I've been studying theology of community lately and in conjunction have been spending lots of time personally in the Word recently, trying to mold, cajole, chisel and otherwise re-make my heart into that of a true minister. But I've also tried to read in order to grow intellectually, so I dove into N.T. Wright's The Challenge of Jesus. And I hit a snag. I've heard a lot of great stuff about this book, but the first third of it failed to rock my world. Suddenly, out of nowhere came a paragraph that nearly caused me to immediately resign from my job and go apply at Burger King (the only other thing I'm qualified to do, I think). This may not sound like a big deal to you, in fact this may sound like delirious ramblings...but I dropped the book and spent the rest of the day deep in thought.

Here goes: Wright makes a statement to the effect of: "People will put up with all kinds of theological weirdness...but start messing with their symbols, and watch out." He argues that the 1st-century Jewish system of religion was more about maintaining cultural and national identity through symbols of religion rather than being about a vibrant, life-changing, culture-impacting faith through relationship with the Creator. Those symbols were familiar things like Sabbath, Torah, the temple, feasts, purity rituals, etc. These things were meant to be beautiful expressions of faith that served to connect God’s people with God himself. But by the first century they had become less…they had become symbols of God’s people-in-waiting, waiting for the coming of their “Messiah” who would overthrow their Roman oppressors and restore them to their rightful place as world super-powers and rulers over the heathens who had exploited them for so long. So those once-holy means of connecting with God had been turned into symbols…symbols of pride, symbols of greed, symbols of coveting earthly power. Jesus came not to desecrate those holy things, but to tear down their earthly understanding of them. And that’s why he died…not because he offended some Jewish legalists with his grace and mercy…but because he attacked their mistaken symbols of faith, and they felt that their entire identity as Jews was under attack. They saw Jesus as someone who was trying to take away what they thought made them Jewish (when their obedience to and love for him should have been their identity)…they thought he would make them less Jewish.

And therein we learn the risk of messing with peoples’ symbols of faith. And yet I feel very strongly that the church has deified our symbols nearly as much as the ancient Jews did. I think it’s why we struggle so mightily for change, but change almost always caused strife and discord, and usually broken fellowship.

And that is why I’m tempted to give up…at least give up my striving within the established (i.e. “institutional”) church. You see, I’ve always struggled somewhat as a minister…I’ve never quite fit in. I’m usually labeled as something of a “progressive” or “liberal” voice (which one you use depends on whether you like me or not).

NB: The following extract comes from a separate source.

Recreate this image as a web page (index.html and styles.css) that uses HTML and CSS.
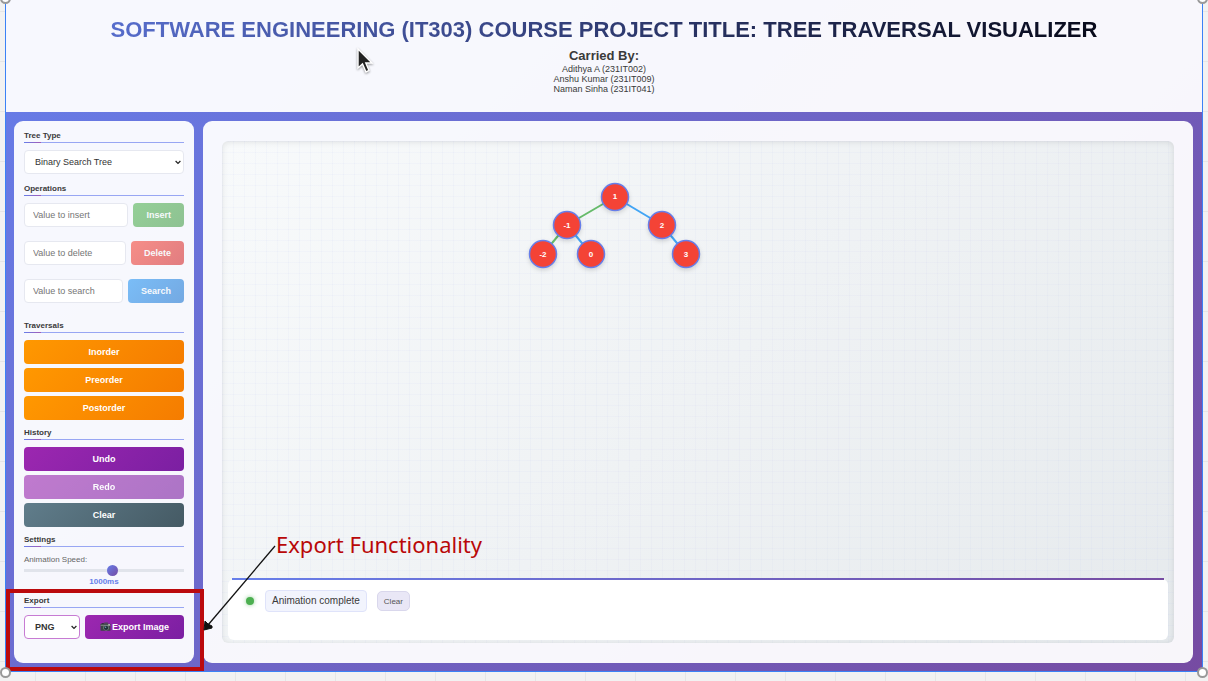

But the thing is, it’s not because of my theology. I’m really pretty mainstream, not too out there, not too threatening. Scripture is incredibly important to me, as is the church. The reason I don’t fit in is my methodology. I don’t care for church buildings, pulpits, potlucks, administrative tasks, obligatory worship, or consumer spirituality (to make a VERY abbreviated list). Most of the ways of “doing” church that I see everyday and have seen for years I feel are inappropriate and counter-productive. If I was in charge of a faith community, things would look RADICALLY different. Yet those things I would change without a second thought are symbols to most people within the established church. Many people would literally feel less Christian without a church building to store their faith in. When I challenge people to do things differently, I’m challenging their methodology, not theology, yet it still often angers them. They’ve become attached to symbols…not Jesus.

And so I feel doomed to be an oddball, a thorn in the side of people who just want to keep things the same. I guess I had envisioned a time when ministry would be comfortable and I could lead happy, satisfied, spiritual people in reaching out to the community…but that illusion has been shattered. I see now that if I continue working for established churches, it will likely involve constant discomfort, tension, and disagreement, because I feel called to challenge those symbols…but maybe that is my calling…not comfort.